-- BEGIN --

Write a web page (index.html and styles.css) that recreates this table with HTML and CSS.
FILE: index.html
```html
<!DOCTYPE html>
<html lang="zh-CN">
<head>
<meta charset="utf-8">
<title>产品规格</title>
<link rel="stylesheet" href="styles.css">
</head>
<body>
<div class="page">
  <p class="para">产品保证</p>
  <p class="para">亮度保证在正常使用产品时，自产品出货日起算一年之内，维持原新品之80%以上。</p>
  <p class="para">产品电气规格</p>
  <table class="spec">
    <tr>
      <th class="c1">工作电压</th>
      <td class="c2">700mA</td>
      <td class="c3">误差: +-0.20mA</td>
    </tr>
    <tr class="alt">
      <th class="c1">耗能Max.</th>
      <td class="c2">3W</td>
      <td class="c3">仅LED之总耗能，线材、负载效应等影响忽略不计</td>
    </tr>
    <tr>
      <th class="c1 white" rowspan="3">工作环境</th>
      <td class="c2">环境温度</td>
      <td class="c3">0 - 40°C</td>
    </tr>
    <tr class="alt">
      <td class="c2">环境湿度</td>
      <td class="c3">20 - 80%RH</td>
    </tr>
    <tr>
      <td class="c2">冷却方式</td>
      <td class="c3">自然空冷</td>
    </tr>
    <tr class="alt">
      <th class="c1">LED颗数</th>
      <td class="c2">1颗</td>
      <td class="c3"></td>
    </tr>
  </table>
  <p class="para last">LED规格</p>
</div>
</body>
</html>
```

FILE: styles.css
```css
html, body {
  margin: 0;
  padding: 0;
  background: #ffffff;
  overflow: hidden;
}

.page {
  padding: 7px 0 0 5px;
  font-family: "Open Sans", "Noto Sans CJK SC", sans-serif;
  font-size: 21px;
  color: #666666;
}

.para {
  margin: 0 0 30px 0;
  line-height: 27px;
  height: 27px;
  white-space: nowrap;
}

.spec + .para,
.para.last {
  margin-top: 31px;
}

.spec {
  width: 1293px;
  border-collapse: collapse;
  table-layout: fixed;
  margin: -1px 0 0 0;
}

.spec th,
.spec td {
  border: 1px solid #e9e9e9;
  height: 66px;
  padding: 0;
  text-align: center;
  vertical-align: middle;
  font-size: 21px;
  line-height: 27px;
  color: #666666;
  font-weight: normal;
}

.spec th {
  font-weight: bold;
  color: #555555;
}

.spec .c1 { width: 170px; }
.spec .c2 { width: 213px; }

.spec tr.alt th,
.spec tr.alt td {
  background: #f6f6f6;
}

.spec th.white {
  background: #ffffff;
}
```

-- END --
-- BEGIN --

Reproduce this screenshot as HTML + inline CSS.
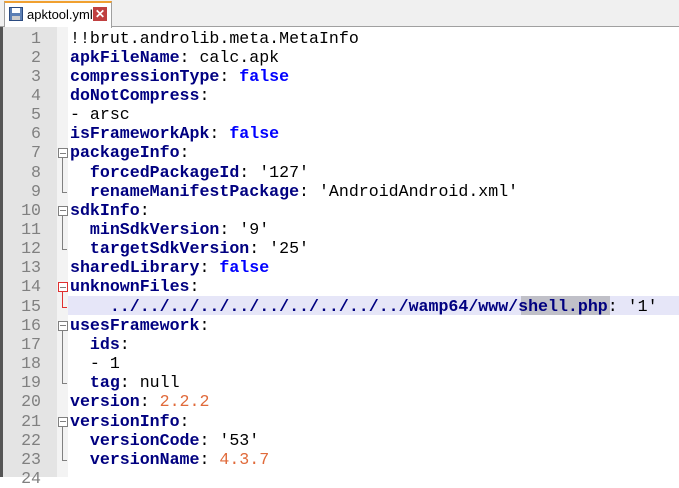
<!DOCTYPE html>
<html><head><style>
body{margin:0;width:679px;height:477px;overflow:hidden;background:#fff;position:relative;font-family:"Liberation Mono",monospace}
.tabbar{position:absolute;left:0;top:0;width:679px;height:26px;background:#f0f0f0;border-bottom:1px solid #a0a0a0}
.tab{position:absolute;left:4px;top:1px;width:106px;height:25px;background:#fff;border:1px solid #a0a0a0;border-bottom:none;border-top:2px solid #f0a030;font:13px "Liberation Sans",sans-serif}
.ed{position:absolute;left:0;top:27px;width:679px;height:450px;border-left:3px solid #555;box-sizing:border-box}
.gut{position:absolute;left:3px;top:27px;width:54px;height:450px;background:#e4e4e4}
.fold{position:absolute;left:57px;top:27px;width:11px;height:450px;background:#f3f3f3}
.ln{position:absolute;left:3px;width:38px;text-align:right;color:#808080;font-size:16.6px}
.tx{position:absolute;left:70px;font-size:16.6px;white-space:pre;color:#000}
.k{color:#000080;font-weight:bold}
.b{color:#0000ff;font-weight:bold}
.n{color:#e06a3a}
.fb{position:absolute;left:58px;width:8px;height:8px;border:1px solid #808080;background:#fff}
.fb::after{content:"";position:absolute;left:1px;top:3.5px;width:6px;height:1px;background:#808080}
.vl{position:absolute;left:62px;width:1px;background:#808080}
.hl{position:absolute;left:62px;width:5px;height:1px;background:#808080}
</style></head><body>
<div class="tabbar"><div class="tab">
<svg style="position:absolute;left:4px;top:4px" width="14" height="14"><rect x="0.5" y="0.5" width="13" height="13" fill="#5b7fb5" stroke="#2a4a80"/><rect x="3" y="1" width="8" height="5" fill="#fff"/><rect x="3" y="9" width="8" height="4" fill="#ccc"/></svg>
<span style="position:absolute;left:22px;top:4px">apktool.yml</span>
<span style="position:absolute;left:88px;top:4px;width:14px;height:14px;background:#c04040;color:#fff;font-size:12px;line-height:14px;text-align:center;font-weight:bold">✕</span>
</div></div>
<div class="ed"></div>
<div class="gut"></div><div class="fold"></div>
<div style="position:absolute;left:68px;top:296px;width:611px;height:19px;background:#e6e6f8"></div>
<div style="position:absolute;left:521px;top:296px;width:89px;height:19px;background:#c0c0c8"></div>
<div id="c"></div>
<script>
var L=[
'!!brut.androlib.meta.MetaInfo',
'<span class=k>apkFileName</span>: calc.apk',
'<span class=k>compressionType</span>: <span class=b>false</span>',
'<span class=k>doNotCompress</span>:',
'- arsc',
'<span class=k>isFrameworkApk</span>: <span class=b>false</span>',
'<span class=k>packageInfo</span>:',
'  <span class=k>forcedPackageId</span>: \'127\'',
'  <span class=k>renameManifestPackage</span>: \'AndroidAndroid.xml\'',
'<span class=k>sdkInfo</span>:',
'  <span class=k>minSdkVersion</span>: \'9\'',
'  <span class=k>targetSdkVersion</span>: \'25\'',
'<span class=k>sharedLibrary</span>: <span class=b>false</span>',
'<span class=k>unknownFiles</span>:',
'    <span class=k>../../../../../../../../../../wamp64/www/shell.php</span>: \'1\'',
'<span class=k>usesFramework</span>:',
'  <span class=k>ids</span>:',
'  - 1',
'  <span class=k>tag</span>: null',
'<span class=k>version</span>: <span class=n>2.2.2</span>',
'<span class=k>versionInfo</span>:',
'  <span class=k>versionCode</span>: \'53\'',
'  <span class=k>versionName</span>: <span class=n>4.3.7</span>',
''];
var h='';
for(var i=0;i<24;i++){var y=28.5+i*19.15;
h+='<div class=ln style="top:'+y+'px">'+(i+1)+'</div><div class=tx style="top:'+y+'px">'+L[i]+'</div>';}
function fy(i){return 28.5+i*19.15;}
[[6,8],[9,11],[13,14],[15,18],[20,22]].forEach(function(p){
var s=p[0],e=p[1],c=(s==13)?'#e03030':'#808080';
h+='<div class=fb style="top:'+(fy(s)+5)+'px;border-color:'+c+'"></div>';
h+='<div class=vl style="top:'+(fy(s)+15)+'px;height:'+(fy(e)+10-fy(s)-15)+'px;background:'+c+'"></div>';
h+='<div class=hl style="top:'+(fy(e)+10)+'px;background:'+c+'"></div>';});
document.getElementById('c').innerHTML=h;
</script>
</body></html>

-- END --

Say how many lines in the records hold "page", with the number as the whole reply.

Reply -
3